GIVEN MATERIAL -
-- START --
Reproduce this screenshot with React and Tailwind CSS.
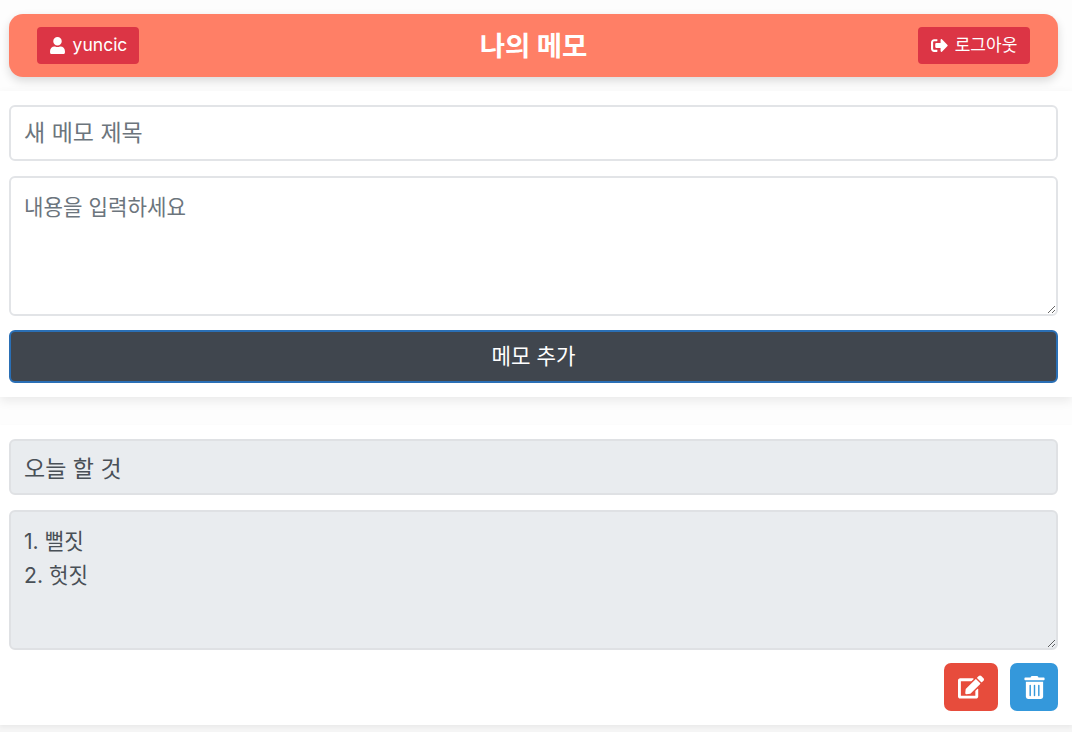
import React from "react";
import { FaUser, FaSignOutAlt, FaEdit, FaTrashAlt } from "react-icons/fa";

export default function App() {
  return (
    <div className="min-h-[732px] bg-[#f5f5f5] font-['Inter','Noto_Sans_CJK_KR',sans-serif]">
      <div className="bg-[#fdfdfd] h-[91px] pl-[9px] pr-[14px] pt-[14px]">
        <header className="h-[63px] bg-[#ff7f66] rounded-[14px] shadow-[0_4px_10px_rgba(0,0,0,0.14)] grid grid-cols-[1fr_auto_1fr] items-center px-[28px]">
          <button className="justify-self-start h-[37px] w-[102px] bg-[#dc3545] rounded-[4px] text-white text-[17.5px] flex items-center justify-center gap-[7px]">
            <FaUser className="text-[17px]" />
            <span>yuncic</span>
          </button>
          <h1 className="text-white text-[27.5px] font-bold relative top-[1px]">나의 메모</h1>
          <button className="justify-self-end h-[37px] w-[112px] bg-[#dc3545] rounded-[4px] text-white text-[17px] flex items-center justify-center gap-[7px]">
            <FaSignOutAlt className="text-[17px]" />
            <span>로그아웃</span>
          </button>
        </header>
      </div>

      <section className="relative z-10 bg-white pl-[9px] pr-[14px] pt-[14px] pb-[14px] h-[306px] flex flex-col shadow-[0_4px_10px_rgba(0,0,0,0.08)]">
        <input
          placeholder="새 메모 제목"
          className="h-[56px] w-full shrink-0 border-2 border-[#e2e4e7] rounded-[6px] px-[13px] text-[23px] text-[#495057] placeholder:text-[#6c757d] outline-none"
        />
        <textarea
          placeholder="내용을 입력하세요"
          className="mt-[15px] h-[140px] w-full shrink-0 border-2 border-[#e2e4e7] rounded-[6px] px-[13px] pt-[12px] text-[21.2px] leading-[34px] text-[#495057] placeholder:text-[#6c757d] outline-none"
        />
        <button className="mt-[14px] h-[53px] w-full shrink-0 bg-[#40464e] border-2 border-[#2a6fb5] rounded-[6px] text-white text-[21.2px]">
          메모 추가
        </button>
      </section>

      <div className="h-[28px] bg-[#fdfdfd]" />

      <section className="bg-white pl-[9px] pr-[14px] pt-[14px] h-[300px] flex flex-col shadow-[0_2px_4px_rgba(0,0,0,0.05)]">
        <input
          disabled
          defaultValue="오늘 할 것"
          className="h-[56px] w-full shrink-0 bg-[#e9ecef] border-2 border-[#dfe1e4] rounded-[6px] px-[13px] text-[23px] text-[#495057] outline-none"
        />
        <textarea
          disabled
          defaultValue={"1. 뻘짓\n2. 헛짓"}
          className="mt-[15px] h-[140px] w-full shrink-0 bg-[#e9ecef] border-2 border-[#dfe1e4] rounded-[6px] px-[13px] pt-[12px] text-[21.2px] leading-[34px] text-[#495057] outline-none"
        />
        <div className="mt-[13px] flex justify-end gap-[12px]">
          <button className="h-[48px] w-[54px] bg-[#e74c3c] rounded-[7px] text-white flex items-center justify-center">
            <FaEdit className="text-[26px]" />
          </button>
          <button className="h-[48px] w-[48px] bg-[#3498db] rounded-[7px] text-white flex items-center justify-center">
            <FaTrashAlt className="text-[23px]" />
          </button>
        </div>
      </section>
    </div>
  );
}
-- END --
INSTRUCTION -
Skip every picture and return the lines above from the top through the one that contains "FaSignOutAlt, FaEdit, FaTrashAlt".

OUTPUT -
Reproduce this screenshot with React and Tailwind CSS.
import React from "react";
import { FaUser, FaSignOutAlt, FaEdit, FaTrashAlt } from "react-icons/fa";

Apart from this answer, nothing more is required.